Dr. Sainath Suryanarayanan from the University of Wisconsin has put together an important set of writings describing how scientists and intuitive beekeepers think differently about the challenges at hand. Sai has studied both entomology and societal forces and he presents compelling arguments that both sides can be blinded by their biases, resulting in over-predicting (more often on the beekeeper side) and under-predicting (more often by those adhering to the standards of modern science) the degree to which the above stresses impact bees. One example he describes that struck home for me was the description by beekeepers and more intuitive scientists of ‘spotty’ brood patterns. A beekeeper with years of experience will know in their heart that something is wrong (and they are right) and will be tempted to associate this syndrome with something/anything out of the ordinary in their recent past.
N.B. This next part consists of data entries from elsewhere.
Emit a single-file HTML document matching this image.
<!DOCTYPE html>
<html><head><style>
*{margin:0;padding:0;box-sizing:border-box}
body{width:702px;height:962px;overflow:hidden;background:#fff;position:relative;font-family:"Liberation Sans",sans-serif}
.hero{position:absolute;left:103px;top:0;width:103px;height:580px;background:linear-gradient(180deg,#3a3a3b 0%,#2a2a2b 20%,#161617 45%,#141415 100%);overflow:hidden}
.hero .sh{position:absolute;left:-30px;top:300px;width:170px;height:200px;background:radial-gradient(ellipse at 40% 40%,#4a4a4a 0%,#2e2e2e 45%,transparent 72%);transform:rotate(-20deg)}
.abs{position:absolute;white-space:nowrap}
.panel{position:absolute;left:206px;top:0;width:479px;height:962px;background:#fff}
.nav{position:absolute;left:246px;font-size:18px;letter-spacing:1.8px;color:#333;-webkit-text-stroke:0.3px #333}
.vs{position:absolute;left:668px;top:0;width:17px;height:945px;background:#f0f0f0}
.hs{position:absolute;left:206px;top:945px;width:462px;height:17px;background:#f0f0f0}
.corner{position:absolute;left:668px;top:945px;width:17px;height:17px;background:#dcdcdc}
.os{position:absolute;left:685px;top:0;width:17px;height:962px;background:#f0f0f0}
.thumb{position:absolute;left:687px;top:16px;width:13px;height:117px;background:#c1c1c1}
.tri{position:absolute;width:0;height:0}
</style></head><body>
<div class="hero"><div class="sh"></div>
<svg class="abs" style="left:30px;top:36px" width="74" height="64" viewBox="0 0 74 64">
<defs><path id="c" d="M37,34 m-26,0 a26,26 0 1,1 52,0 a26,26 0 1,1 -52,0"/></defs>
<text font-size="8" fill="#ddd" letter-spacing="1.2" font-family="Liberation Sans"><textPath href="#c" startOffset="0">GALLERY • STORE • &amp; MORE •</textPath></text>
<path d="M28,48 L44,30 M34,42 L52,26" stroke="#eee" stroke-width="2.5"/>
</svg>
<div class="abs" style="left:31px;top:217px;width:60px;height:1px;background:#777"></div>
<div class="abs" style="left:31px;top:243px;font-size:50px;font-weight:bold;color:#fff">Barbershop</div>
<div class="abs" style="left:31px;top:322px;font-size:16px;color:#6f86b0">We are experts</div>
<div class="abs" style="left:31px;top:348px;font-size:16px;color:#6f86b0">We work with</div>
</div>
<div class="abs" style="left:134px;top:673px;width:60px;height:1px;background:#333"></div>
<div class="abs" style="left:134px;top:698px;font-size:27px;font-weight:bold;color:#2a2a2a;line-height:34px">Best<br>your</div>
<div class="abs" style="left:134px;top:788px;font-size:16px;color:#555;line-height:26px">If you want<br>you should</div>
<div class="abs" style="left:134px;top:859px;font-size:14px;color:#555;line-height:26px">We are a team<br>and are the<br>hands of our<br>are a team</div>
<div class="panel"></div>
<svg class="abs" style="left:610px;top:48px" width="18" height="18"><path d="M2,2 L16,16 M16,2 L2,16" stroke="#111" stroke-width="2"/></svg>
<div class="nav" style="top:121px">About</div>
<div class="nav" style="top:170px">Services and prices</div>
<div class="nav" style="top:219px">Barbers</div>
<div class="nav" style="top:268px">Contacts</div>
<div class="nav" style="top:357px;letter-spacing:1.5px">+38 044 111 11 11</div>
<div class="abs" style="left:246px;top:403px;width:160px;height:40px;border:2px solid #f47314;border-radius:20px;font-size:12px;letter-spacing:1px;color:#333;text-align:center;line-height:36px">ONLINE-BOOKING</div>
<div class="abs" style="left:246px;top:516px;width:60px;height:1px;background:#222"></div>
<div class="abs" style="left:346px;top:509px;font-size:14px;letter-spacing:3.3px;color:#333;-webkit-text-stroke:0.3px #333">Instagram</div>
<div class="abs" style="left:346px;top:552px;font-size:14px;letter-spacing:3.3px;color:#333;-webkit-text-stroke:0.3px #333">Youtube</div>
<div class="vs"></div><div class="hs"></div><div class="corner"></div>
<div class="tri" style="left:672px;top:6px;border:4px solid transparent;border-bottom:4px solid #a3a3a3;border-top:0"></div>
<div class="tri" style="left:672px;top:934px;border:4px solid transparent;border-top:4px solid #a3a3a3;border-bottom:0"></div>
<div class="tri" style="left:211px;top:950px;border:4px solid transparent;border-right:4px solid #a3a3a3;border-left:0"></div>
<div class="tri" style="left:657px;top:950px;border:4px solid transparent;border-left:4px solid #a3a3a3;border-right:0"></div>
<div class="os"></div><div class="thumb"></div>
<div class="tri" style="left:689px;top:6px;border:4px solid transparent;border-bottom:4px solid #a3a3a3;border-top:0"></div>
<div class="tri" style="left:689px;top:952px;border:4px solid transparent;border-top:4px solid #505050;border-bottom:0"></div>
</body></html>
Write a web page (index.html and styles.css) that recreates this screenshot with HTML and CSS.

In contrast, many scientists will take this as an opportunity to reduce the fates of individual larvae to singular causes and might spend a lifetime, or at least a PhD, tackling a handful of potential causes. This doesn’t necessarily mean that either side has bad intentions, just different ways of approaching a crisis. Sai, along with Daniel Kleinman, has presented these and more arguments in a stimulating book, Vanishing Bees: Science, Politics, and Honey Bee Health (Rutgers University Press). In the open-source spirit of this column you can also immerse yourself in some of Sai’s thinking for free, via youtube at (https://www.youtube.com/watch?v=UlxCXa4DgjY).
While I will mostly stay in the comfort zone of established science and its culture, Sai and Mel, although they never met, have taught me there is another path toward our common goal of healthier bees. I told Kim Flottum when I asked for the opportunity to write this column that it would not be Shakespeare, but I think a quote from Hamlet fits nicely:
“The time is out of joint.
O cursed spite, That ever I was born to set it right!
Nay, come, let’s go together.”
Jay Evans is the Research Leader for the USDA Honey Bee Lab in Beltsville, MD.